セカイ系
それによればセカイ系とは「主人公(ぼく)とヒロイン(きみ)を中心とした小さな関係性(「きみとぼく」)の問題が、具体的な中間項を挟むことなく、「世界の危機」「この世の終わり」などといった抽象的な大問題に直結する作品群のこと」であり、代表作として新海誠のアニメ『ほしのこえ』、高橋しんのマンガ『最終兵器彼女』、秋山瑞人の小説『イリヤの空、UFOの夏』の3作を挙げ、肯定的な評価を与えた。
高橋しんさんの『最終兵器彼女』は、たしか 20 歳前後の時期に読んだので「なるほど、ああいう感じか」と想像している像はある。紙で全巻を持っていたよなあ。 「セカイ系」というフレーズを聞いたことはあるが、それがなんなのかよくわかっていなかったのであらためて調べてメモを取っている。
1.回想的モノローグ
2.固有名詞の欠如
3.情景描写の欠如
なるほど、なんとなく感じるものはあるね。「回想的モノローグ」でぼくが最初に想起するのは矢沢あいさんの『NANA』かな〜。これも 2000 年に公開された作品なので、同じ時代の雰囲気をまとっているのかもしれない。 「セカイ系」とは、単に作品の性質を指す言葉というだけでなく、インターネット上の考察や批評家による言説も巻き込んだ、一種の「文芸運動」(前島賢『セカイ系とは何か』文庫版の紹介文より)でもあった。
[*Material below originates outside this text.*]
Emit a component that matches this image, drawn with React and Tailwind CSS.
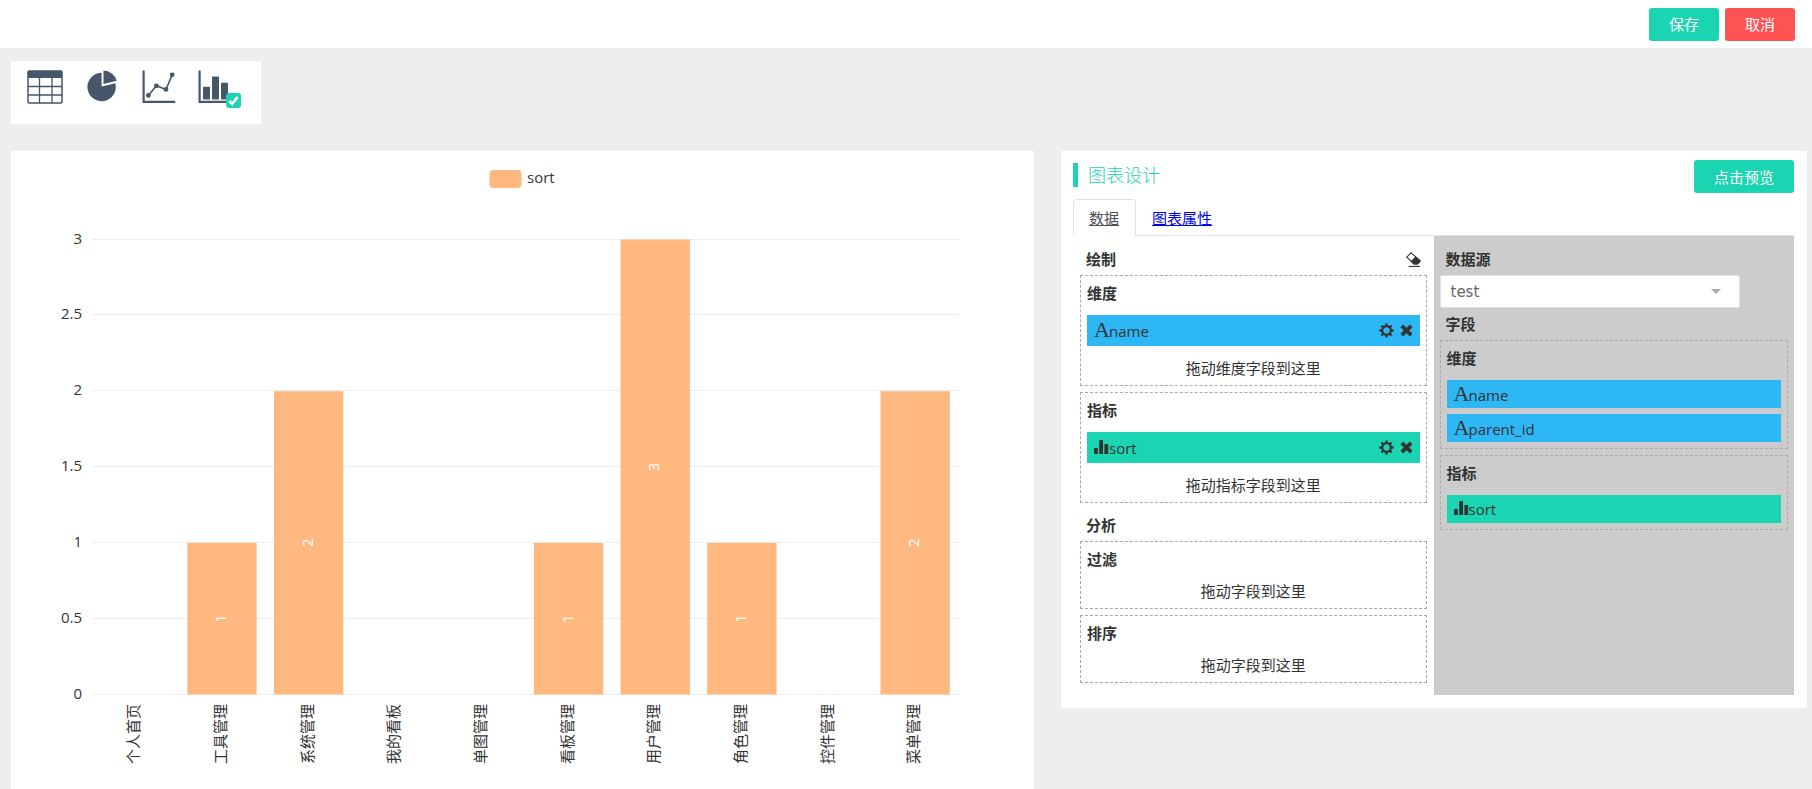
import { useState } from 'react';

const chartData = [
  { name: '个人首页', value: 0 },
  { name: '工具管理', value: 1 },
  { name: '系统管理', value: 2 },
  { name: '我的看板', value: 0 },
  { name: '单图管理', value: 0 },
  { name: '看板管理', value: 1 },
  { name: '用户管理', value: 3 },
  { name: '角色管理', value: 1 },
  { name: '控件管理', value: 0 },
  { name: '菜单管理', value: 2 },
];

const ticks = [0, 0.5, 1, 1.5, 2, 2.5, 3];

const TableIcon = () => (
  <svg width="36" height="34" viewBox="0 0 36 34" fill="none" stroke="#475669">
    <rect x="1" y="1" width="34" height="32" rx="1" strokeWidth="1.5" />
    <path d="M1 1h34v7H1z" fill="#475669" stroke="none" />
    <path d="M1 16.5h34M1 25h34M12.5 8v25M25 8v25" strokeWidth="1.3" />
  </svg>
);

const PieIcon = () => (
  <svg width="34" height="32" viewBox="-2 0 34 32" fill="#475669">
    <path d="M14.6 2.8A14.2 14.2 0 1 0 28.3 13.2L14.6 16.6z" />
    <path d="M16.5 0.6A14 14 0 0 1 29.8 10.8L16.5 14z" />
  </svg>
);

const LineIcon = () => (
  <svg width="35" height="34" viewBox="-1 0 35 34" fill="none" stroke="#475669">
    <path d="M1.6 0.5v31.4H33.2" strokeWidth="2.2" />
    <path d="M6.4 25.4L14.4 15.8L24 19.4L30.2 4.8" strokeWidth="1.6" />
    <g fill="#475669" stroke="none">
      <circle cx="6.4" cy="25.4" r="2.4" />
      <circle cx="14.4" cy="15.8" r="2.4" />
      <circle cx="24" cy="19.4" r="2.4" />
      <circle cx="30.2" cy="4.8" r="2.4" />
    </g>
  </svg>
);

const BarIcon = () => (
  <svg width="34" height="34" viewBox="0 0 34 34" fill="#475669">
    <path d="M1.6 0.5v31.4H33.2" fill="none" stroke="#475669" strokeWidth="2.2" />
    <rect x="5" y="16.8" width="7" height="12.8" rx="0.8" />
    <rect x="14" y="6.5" width="7" height="23.1" rx="0.8" />
    <rect x="23" y="12.8" width="7" height="16.8" rx="0.8" />
  </svg>
);

const CheckedBadge = () => (
  <svg width="15" height="15" viewBox="0 0 15 15" className="absolute -right-[9px] -bottom-[4px]">
    <rect width="15" height="15" rx="3" fill="#1bd5b2" />
    <path d="M3.2 8l3 2.8L11.6 4" fill="none" stroke="#fff" strokeWidth="2.6" />
  </svg>
);

const EraserIcon = () => (
  <svg width="15" height="15" viewBox="0 0 15 15">
    <path d="M5 0.8L0.8 5.2L8 12H11.6L14.4 8.8z" fill="#fff" stroke="#333" strokeWidth="1.1" strokeLinejoin="round" />
    <path d="M9.4 4.6L14.6 8.9L11.8 12.4H8L4.8 9.2z" fill="#333" />
    <path d="M2.6 14.4h11.4" stroke="#333" strokeWidth="1.1" />
  </svg>
);

const GearIcon = () => (
  <svg width="15" height="15" viewBox="0 0 15 15" fill="none" stroke="#333">
    <circle cx="7.5" cy="7.5" r="4.3" strokeWidth="2.2" />
    <path
      d="M7.5 0.4v2.6M7.5 12v2.6M0.4 7.5h2.6M12 7.5h2.6M2.5 2.5l1.8 1.8M10.7 10.7l1.8 1.8M2.5 12.5l1.8-1.8M10.7 4.3l1.8-1.8"
      strokeWidth="2.4"
    />
  </svg>
);

const CloseIcon = () => (
  <svg width="13" height="15" viewBox="0 0 13 15" fill="none" stroke="#333">
    <path d="M1.8 2.8l9.4 9.4M11.2 2.8l-9.4 9.4" strokeWidth="3.8" />
  </svg>
);

const MeasureIcon = () => (
  <svg width="15" height="14" viewBox="0 0 15 14" fill="#333">
    <rect x="0" y="8" width="3.8" height="6" rx="0.6" />
    <rect x="5.2" y="0" width="3.8" height="14" rx="0.6" />
    <rect x="10.4" y="4" width="3.8" height="10" rx="0.6" />
  </svg>
);

const Chart = () => {
  const left = 81;
  const right = 947.5;
  const top = 88.5;
  const bottom = 543.5;
  const band = (right - left) / chartData.length;
  const yOf = (v) => bottom - ((bottom - top) * v) / 3;

  return (
    <svg viewBox="0 0 1023 638" className="block w-full text-[15px]" fill="#333">
      <rect x="478.5" y="19" width="32" height="18" rx="4" fill="#ffb980" />
      <text x="516" y="32">sort</text>
      {ticks.map((t) => (
        <g key={t}>
          <line x1={left} x2={right} y1={Math.round(yOf(t)) - 0.5} y2={Math.round(yOf(t)) - 0.5} stroke="#eee" />
          <text x="71" y={yOf(t) + 4} textAnchor="end">{t}</text>
        </g>
      ))}
      {chartData.map((d, i) => {
        const cx = left + band * (i + 0.5);
        const cy = (yOf(d.value) + bottom) / 2;
        return (
          <g key={d.name}>
            <rect
              x={cx - band * 0.4}
              y={yOf(d.value)}
              width={band * 0.8}
              height={bottom - yOf(d.value)}
              fill="#ffb980"
            />
            <text transform={`translate(${cx + 4} ${cy}) rotate(-90)`} textAnchor="middle" fill="#fff">
              {d.value}
            </text>
            <text transform={`translate(${cx + 4} 553) rotate(-90)`} textAnchor="end">
              {d.name}
            </text>
          </g>
        );
      })}
    </svg>
  );
};

const SectionTitle = ({ children, action }) => (
  <div className="mb-[5px] flex items-center justify-between px-[6px] pt-[5px]">
    <h3 className="font-bold">{children}</h3>
    {action}
  </div>
);

const DropBox = ({ title, hint, children }) => (
  <div className="mb-[6px] border border-dashed border-[#aaa] px-[6px] pt-[6px]">
    <h4 className="mb-[10px] font-bold">{title}</h4>
    {children && <div className="pt-px">{children}</div>}
    {hint && <p className="mb-[6px] text-center">{hint}</p>}
  </div>
);

const FieldLabel = ({ type, name }) => (
  <span className="flex items-baseline">
    {type === 'measure' ? (
      <MeasureIcon />
    ) : (
      <span className="w-[15px] font-['Liberation_Serif',serif] text-[22px]">A</span>
    )}
    <span>{name}</span>
  </span>
);

const SelectedField = ({ type, name }) => (
  <div
    className={`mb-[11px] flex h-[31px] items-center justify-between px-[7px] ${
      type === 'measure' ? 'bg-[#1bd5b2]' : 'bg-[#2db7f5]'
    }`}
  >
    <FieldLabel type={type} name={name} />
    <span className="flex items-center gap-[6px]">
      <button type="button" aria-label="设置"><GearIcon /></button>
      <button type="button" aria-label="删除"><CloseIcon /></button>
    </span>
  </div>
);

const SourceField = ({ type, name }) => (
  <div
    className={`mb-[6px] flex h-[28px] items-center px-[7px] ${
      type === 'measure' ? 'bg-[#1bd5b2]' : 'bg-[#2db7f5]'
    }`}
  >
    <FieldLabel type={type} name={name} />
  </div>
);

const App = () => {
  const [source, setSource] = useState('test');

  return (
    <div className="min-h-screen bg-[#eee] font-['Open_Sans','Noto_Sans_CJK_SC',sans-serif] text-[15px] leading-[22px] text-[#333]">
      {/* Top bar */}
      <header className="flex h-[48px] items-center justify-end gap-[6px] bg-white pr-[17px]">
        <button type="button" className="h-[33px] w-[70px] rounded-[3px] bg-[#1bd5b2] text-white">保存</button>
        <button type="button" className="h-[33px] w-[70px] rounded-[3px] bg-[#ff5252] text-white">取消</button>
      </header>

      {/* Chart types */}
      <div className="mt-[13px] ml-[11px] flex h-[63px] w-[250px] items-start gap-[22px] bg-white px-[16px] pt-[9px]">
        <button type="button" aria-label="表格"><TableIcon /></button>
        <button type="button" aria-label="饼图"><PieIcon /></button>
        <button type="button" aria-label="折线图"><LineIcon /></button>
        <button type="button" aria-label="柱状图" className="relative">
          <BarIcon />
          <CheckedBadge />
        </button>
      </div>

      <main className="mt-[27px] grid grid-cols-[7fr_5fr] items-start">
        <section className="mr-[23px] ml-[11px] bg-white">
          <Chart />
        </section>

        {/* Chart design */}
        <section className="mr-[5px] ml-[4px] bg-white pt-[9px] pr-[13px] pb-[13px] pl-[12px]">
          <div className="flex items-start justify-between">
            <h2 className="mt-[3px] border-l-[5px] border-[#1bd5b2] pl-[10px] text-[18px] leading-[24px] font-light text-[#1bd5b2]">
              图表设计
            </h2>
            <button type="button" className="h-[33px] w-[100px] rounded-[3px] bg-[#1bd5b2] text-white">点击预览</button>
          </div>

          <nav className="mt-[6px] flex border-b border-[#dee2e6]">
            <a
              href="#data"
              className="-mb-px h-[37px] rounded-t-[4px] border border-b-0 border-[#dee2e6] bg-white pt-[7px] pr-[16px] pl-[15px] text-[#495057] underline"
            >
              数据
            </a>
            <a href="#props" className="px-[16px] pt-[8px] text-[#0000ee] underline">图表属性</a>
          </nav>

          <div className="grid grid-cols-2">
            <div className="px-[7px] pt-[7px] pb-[6px]">
              <SectionTitle action={<button type="button" aria-label="清空"><EraserIcon /></button>}>绘制</SectionTitle>
              <DropBox title="维度" hint="拖动维度字段到这里">
                <SelectedField type="dimension" name="name" />
              </DropBox>
              <DropBox title="指标" hint="拖动指标字段到这里">
                <SelectedField type="measure" name="sort" />
              </DropBox>
              <SectionTitle>分析</SectionTitle>
              <DropBox title="过滤" hint="拖动字段到这里" />
              <DropBox title="排序" hint="拖动字段到这里" />
            </div>

            <div className="bg-[#ccc] px-[6px] pt-[7px]">
              <SectionTitle><label htmlFor="source">数据源</label></SectionTitle>
              <div className="relative w-[300px]">
                <select
                  id="source"
                  value={source}
                  onChange={(e) => setSource(e.target.value)}
                  className="block h-[33px] w-full appearance-none rounded-[2px] border border-[#e0e0e0] bg-white px-[10px] font-['DejaVu_Sans',sans-serif] text-[#666]"
                >
                  <option value="test">test</option>
                </select>
                <span className="pointer-events-none absolute top-[14px] right-[19px] border-x-[5px] border-t-[5px] border-x-transparent border-t-[#aaa]" />
              </div>
              <SectionTitle>字段</SectionTitle>
              <DropBox title="维度">
                <SourceField type="dimension" name="name" />
                <SourceField type="dimension" name="parent_id" />
              </DropBox>
              <DropBox title="指标">
                <SourceField type="measure" name="sort" />
              </DropBox>
            </div>
          </div>
        </section>
      </main>
    </div>
  );
};

export default App;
これを踏まえるならば、「小さな関係性と抽象的な大問題の直結」や、あるいは新海誠作品との類似を確認したケータイ小説の「固有名詞や情景描写の欠如」といった特徴も、したがって作家の個性の発露ではなく、当時の情報環境に潜在していた性質が作品を介して出力されたものだと考えられるだろう。
ここがいちばん興味をひかれるポイントだな。当時の「情報環境」から生まれた作品群と解釈するのはおもしろい。 KAI-YOU のプレミアム的なやつに登録したので記事の全文を読んだが、有料部分はここに引用として貼ることは控えておこう。